--- Start of COLLECTED MATERIAL ---

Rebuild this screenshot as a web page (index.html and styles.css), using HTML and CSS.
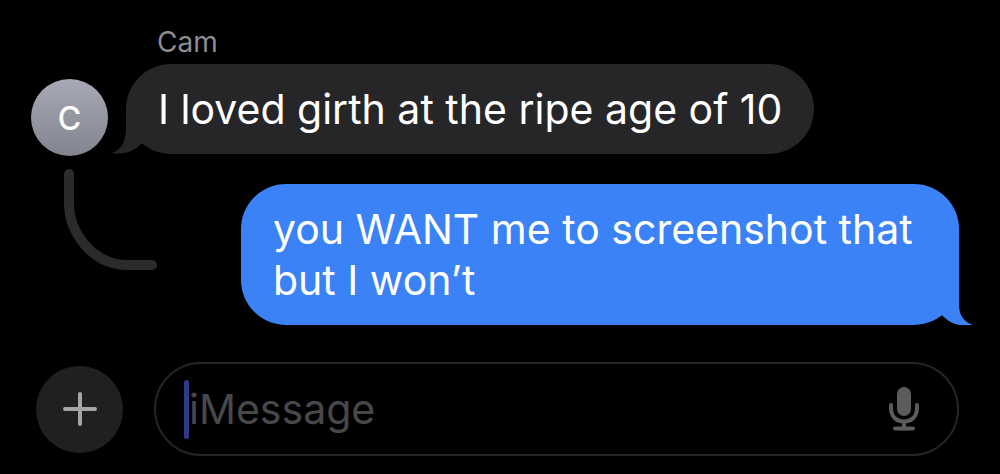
FILE: index.html
```html
<!DOCTYPE html>
<html lang="en">

<head>
  <meta charset="UTF-8">
  <meta name="viewport" content="width=device-width, initial-scale=1.0">
  <title>Messages</title>
  <link rel="stylesheet" href="styles.css">
</head>

<body>
  <main class="chat">
    <div class="side">
      <div class="avatar">C</div>
      <svg class="thread" viewBox="0 0 94 102" aria-hidden="true">
        <path d="M5 5V34C5 62 27 96 64 96H88" />
      </svg>
    </div>
    <div class="messages">
      <div class="sender">Cam</div>
      <div class="bubble incoming">
        I loved girth at the ripe age of 10
        <svg class="tail" viewBox="0 0 32 48" aria-hidden="true">
          <path d="M14 4V22C14 36 9 44 0 47C11 49 22 46 30 37L32 8Z" />
        </svg>
      </div>
      <div class="bubble outgoing">
        you WANT me to screenshot that but I won’t
        <svg class="tail" viewBox="0 0 32 48" aria-hidden="true">
          <path d="M18 0V28C18 38 23 45 32 48C18 50 8 46 1 38L0 8Z" />
        </svg>
      </div>
    </div>
  </main>

  <form class="composer">
    <button type="button" class="add" aria-label="Add">
      <svg viewBox="0 0 34 34" aria-hidden="true">
        <path d="M17 2V32M2 17H32" />
      </svg>
    </button>
    <div class="field">
      <span class="caret"></span>
      <input type="text" class="text" placeholder="iMessage" aria-label="iMessage">
      <button type="button" class="dictate" aria-label="Dictate">
        <svg viewBox="0 0 30 44" aria-hidden="true">
          <rect x="8" y="0" width="14" height="29" rx="7" />
          <path d="M2 18V21C2 29 7 34.500 15 34.500S28 29 28 21V18M15 34.500V41M6 41.500H24" />
        </svg>
      </button>
    </div>
  </form>
</body>

</html>
```
FILE: styles.css
```css
* {
  margin: 0;
  padding: 0;
  box-sizing: border-box;
}

body {
  background-color: #000;
  color: #fff;
  font-family: Inter, "Liberation Sans", sans-serif;
  font-size: 41px;
}

svg {
  display: block;
}

button {
  border: none;
  background: none;
  cursor: pointer;
}

.chat {
  display: flex;
  padding: 24px 41px 0 31px;
}

.side {
  display: flex;
  flex-direction: column;
  gap: 13px;
  flex: none;
  width: 95px;
  padding-top: 55px;
}

.avatar {
  width: 77px;
  height: 77px;
  border-radius: 50%;
  background: linear-gradient(#a7aab6, #82858e);
  font-size: 32px;
  font-weight: 500;
  line-height: 80px;
  text-align: center;
}

.thread {
  width: 94px;
  height: 102px;
  margin-left: 33px;
  fill: none;
  stroke: #2b2b2b;
  stroke-width: 10;
  stroke-linecap: round;
}

.messages {
  display: flex;
  flex-direction: column;
  flex: 1;
}

.sender {
  padding-left: 31px;
  margin-bottom: 4px;
  color: #8c8c91;
  font-size: 28px;
  line-height: 36px;
}

.bubble {
  position: relative;
  max-width: 718px;
  padding: 20px 32px 19px;
  border-radius: 45px;
  line-height: 51px;
}

.incoming {
  align-self: flex-start;
  background-color: #262628;
  fill: #262628;
}

.outgoing {
  align-self: flex-end;
  margin-top: 30px;
  background-color: #3b82f7;
  fill: #3b82f7;
}

.tail {
  position: absolute;
  bottom: 0;
  width: 32px;
  height: 48px;
}

.incoming .tail {
  left: -14px;
}

.outgoing .tail {
  right: -14px;
}

.composer {
  display: flex;
  align-items: center;
  gap: 31px;
  padding: 37px 41px 18px 36px;
}

.add {
  display: flex;
  align-items: center;
  justify-content: center;
  flex: none;
  width: 87px;
  height: 87px;
  border-radius: 50%;
  background-color: #202022;
}

.add svg {
  width: 34px;
  height: 34px;
  stroke: #a5a5a8;
  stroke-width: 4;
  stroke-linecap: round;
}

.field {
  display: flex;
  align-items: center;
  flex: 1;
  height: 94px;
  padding: 0 38px 0 28px;
  border: 2px solid #252526;
  border-radius: 47px;
}

.caret {
  flex: none;
  width: 5px;
  height: 59px;
  border-radius: 3px;
  background-color: #303a86;
}

.text {
  flex: 1;
  min-width: 0;
  border: none;
  outline: none;
  background: none;
  color: #fff;
  font: inherit;
}

.text::placeholder {
  color: #48484a;
  opacity: 1;
}

.dictate svg {
  width: 30px;
  height: 44px;
  fill: #5c5c5f;
}

.dictate path {
  fill: none;
  stroke: #5c5c5f;
  stroke-width: 4;
  stroke-linecap: round;
}
```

--- End of COLLECTED MATERIAL ---

● TASK REQUIREMENTS
Within the listing above, copy each line that has the string "styles".

● WRITTEN RESPONSE
Rebuild this screenshot as a web page (index.html and styles.css), using HTML and CSS.
  <link rel="stylesheet" href="styles.css">
FILE: styles.css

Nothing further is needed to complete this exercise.